Ken Norton wrote:
> No twist-n-tilt LCD, no built-in image-stabilization,
Yup, yup
> same tired interface...
>
Nope. What looks old and tired to pundits and non-users feels familiar
comfortable and efficient to long time users. It's worth a great deal to
be able to upgrade to a new model and have only a slight handling and
menu learning experience. Especially if the old model is kept as
back-up. Awkward though they may feel to others, or may have felt to me,
years ago, my fingers know all by themselves where everything is and I
know where to find the couple of things I actually use in the menus.
Didn't I hear some corn-fed guy grumping when the E-3 came out about the
changes in the interface from the E-1? ;-)
> Oh, but look at ALL those pixels!!!!
>
:-)
> Just another new model with some techno-whizbang (to quote Chuck) to convince
> the weak among us that it is the magic bullet needed to transform us from
> hohum photographers into Ansel Adams reincarnate.
>
Certainly a big factor. I'm a little leery, though, of the "A great
photographer will make great images with any camera. A poor one won't
make a good image with the best equipment." True enough, within limits.
But a great photographer will find it easier to make great images with
decent equipment and be able to capture more of them.
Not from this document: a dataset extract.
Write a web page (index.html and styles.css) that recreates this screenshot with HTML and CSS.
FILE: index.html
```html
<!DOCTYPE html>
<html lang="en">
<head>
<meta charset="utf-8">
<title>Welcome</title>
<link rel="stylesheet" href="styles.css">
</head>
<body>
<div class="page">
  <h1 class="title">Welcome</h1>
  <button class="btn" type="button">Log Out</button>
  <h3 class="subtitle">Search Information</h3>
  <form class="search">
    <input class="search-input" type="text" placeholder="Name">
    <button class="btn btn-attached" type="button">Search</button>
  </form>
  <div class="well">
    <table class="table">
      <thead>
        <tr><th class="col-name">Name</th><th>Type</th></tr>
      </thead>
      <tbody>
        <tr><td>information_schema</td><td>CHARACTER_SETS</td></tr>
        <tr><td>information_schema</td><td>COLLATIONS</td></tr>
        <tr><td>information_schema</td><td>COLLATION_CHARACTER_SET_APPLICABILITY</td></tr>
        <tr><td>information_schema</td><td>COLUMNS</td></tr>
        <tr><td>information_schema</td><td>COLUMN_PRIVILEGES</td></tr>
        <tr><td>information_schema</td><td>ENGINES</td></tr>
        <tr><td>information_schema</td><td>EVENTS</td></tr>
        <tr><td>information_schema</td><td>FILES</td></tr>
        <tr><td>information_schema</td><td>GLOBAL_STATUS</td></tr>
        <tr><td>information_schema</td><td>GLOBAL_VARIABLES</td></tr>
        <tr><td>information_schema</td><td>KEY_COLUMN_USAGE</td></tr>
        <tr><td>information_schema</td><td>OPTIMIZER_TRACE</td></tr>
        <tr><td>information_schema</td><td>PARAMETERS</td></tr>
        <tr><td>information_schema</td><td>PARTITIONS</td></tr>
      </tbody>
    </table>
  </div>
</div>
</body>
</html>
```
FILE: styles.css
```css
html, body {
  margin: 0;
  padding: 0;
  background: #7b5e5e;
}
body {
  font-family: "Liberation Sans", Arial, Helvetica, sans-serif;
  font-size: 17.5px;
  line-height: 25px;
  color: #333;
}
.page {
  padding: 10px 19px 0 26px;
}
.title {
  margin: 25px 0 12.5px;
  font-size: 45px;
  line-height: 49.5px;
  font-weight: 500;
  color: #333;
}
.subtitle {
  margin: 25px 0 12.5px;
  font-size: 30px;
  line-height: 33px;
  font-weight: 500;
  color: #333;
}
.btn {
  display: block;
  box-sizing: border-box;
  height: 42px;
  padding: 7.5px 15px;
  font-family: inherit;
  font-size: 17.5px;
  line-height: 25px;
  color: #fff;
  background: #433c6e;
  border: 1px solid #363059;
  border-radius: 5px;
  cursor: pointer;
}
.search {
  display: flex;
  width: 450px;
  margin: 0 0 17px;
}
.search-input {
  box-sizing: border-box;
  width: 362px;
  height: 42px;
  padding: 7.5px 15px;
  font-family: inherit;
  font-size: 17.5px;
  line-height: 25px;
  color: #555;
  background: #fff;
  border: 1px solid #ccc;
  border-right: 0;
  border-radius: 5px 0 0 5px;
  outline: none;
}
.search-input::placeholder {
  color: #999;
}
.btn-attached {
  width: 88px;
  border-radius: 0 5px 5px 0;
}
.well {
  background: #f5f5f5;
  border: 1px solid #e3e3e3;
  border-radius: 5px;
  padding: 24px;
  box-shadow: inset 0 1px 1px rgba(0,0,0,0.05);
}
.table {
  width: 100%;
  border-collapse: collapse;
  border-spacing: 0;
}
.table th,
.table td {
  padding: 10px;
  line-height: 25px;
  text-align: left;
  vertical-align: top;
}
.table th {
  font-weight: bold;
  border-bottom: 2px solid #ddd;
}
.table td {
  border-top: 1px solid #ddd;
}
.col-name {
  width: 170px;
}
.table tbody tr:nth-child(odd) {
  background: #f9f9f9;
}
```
As to the other end ... My ex sister-in-law went to Europe for a summer
with an Instamatic. She didn't have anything developed until she got
back - and ended up with a big stack of fuzzy pics. She's a bit of an
artist, so a smallish subset would have been rather nice, based on
subject and composition. A larger subset would have been valuable as
mementos of the trip before she almost lost her life and its direction
was changed forever. A better camera would have made many better images.
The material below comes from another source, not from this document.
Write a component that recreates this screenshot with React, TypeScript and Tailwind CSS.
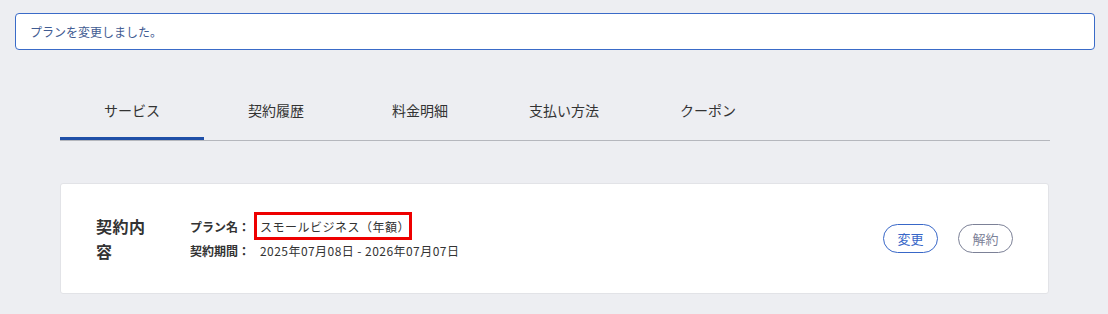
import React from 'react';

const tabs = ['サービス', '契約履歴', '料金明細', '支払い方法', 'クーポン'];

export default function App() {
  return (
    <div
      className="min-h-[314px] w-full bg-[#edeef2] pt-[13px] pl-[15px] pr-[13px] text-[#333]"
      style={{ fontFamily: '"Noto Sans CJK JP", "Noto Sans", sans-serif' }}
    >
      {/* 通知 */}
      <div className="flex h-[37px] items-center rounded-[4px] border border-[#3a6bc8] bg-white px-[14px] text-[12px] text-[#3f5b92]">
        プランを変更しました。
      </div>

      <div className="mx-[45px]">
        {/* タブ */}
        <div className="mt-[36px] flex border-b border-[#b5b7bd]">
          {tabs.map((t, i) => (
            <div
              key={t}
              className={
                i === 0
                  ? 'flex h-[54px] w-[144px] items-center justify-center border-b-[3px] border-[#1f4fa8] -mb-px pb-[2px] text-[14px] text-[#333]'
                  : 'flex h-[54px] w-[144px] items-center justify-center pb-[5px] text-[14px] text-[#333]'
              }
            >
              {t}
            </div>
          ))}
        </div>

        {/* 契約内容 */}
        <div className="mt-[42px] mr-[1px] flex h-[111px] items-center rounded-[3px] border border-[#e2e3e7] bg-white pl-[35px] pr-[35px]">
          <div className="w-[58px] text-[16px] font-bold leading-[25px] tracking-[0.5px] text-[#333]">契約内容</div>
          <div className="ml-[36px] flex flex-col text-[12px] leading-[24px]">
            <div className="flex">
              <span className="w-[70px] font-bold">プラン名：</span>
              <span className="relative tracking-[0.5px]">
                スモールビジネス（年額）
                <span className="absolute -top-[3px] -bottom-[1px] -left-[6px] -right-[2px] border-[3px] border-[#ee0000]"></span>
              </span>
            </div>
            <div className="flex">
              <span className="w-[70px] font-bold">契約期間：</span>
              <span className="tracking-[0.45px]">2025年07月08日 - 2026年07月07日</span>
            </div>
          </div>
          <div className="ml-auto flex gap-[20px]">
            <button className="h-[29px] w-[55px] rounded-full border border-[#3867c8] text-[13px] text-[#3867c8]">変更</button>
            <button className="h-[29px] w-[55px] rounded-full border border-[#7c8197] text-[13px] text-[#7c8197]">解約</button>
          </div>
        </div>
      </div>
    </div>
  );
}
I believe that up to a point, better equipment makes for better images,
even from the great unwashed. Does that make them better photographers?
I dunno.
When I started dating a woman some years ago, I sat, stayed interested
and commented as she showed me all her travel slides. [Which went a long
way toward moving the relationship forward, I think. :-) ] It was
quite amazing. She was a first rate selector of subject, light, angle,
composition, etc. Had she been a different person, I could easily see
some of her slides turning up as calendar images or on gallery walls.
She had one of the best shots of the Potala Palace in Lhasa that I've
ever seen. Some of her shots of Greece were to die for.
If she had taken all these shots with some P&S piece of junk, the poor
technical quality would have overwhelmed the other god qualities. But
somehow, probably through the advice of a friend, she had a match needle
Pentax with 50mm lens that never was taken off, and created some real art.
The weird thing was - she didn't recognize herself how much better her
images were than the snaps of her friends. When we went to Costa Rica,
she was happy to leave the picture taking to me, the one with all the
technical knowledge and equipment. I wonder though. I'll bet if she'd
done the photography the overall level might have been poorer and shots
that required WA, macro or tele would have been missing. But I suspect
the few best would have been better than mine.
We can sit in our ivory towers, looking down on the great unwashed who
don't know an f-stop from a door-stop. But the advent of many recent
techno-wonders has meant that millions of people have better images of
their family, friends, pets, vacations and so on as a result.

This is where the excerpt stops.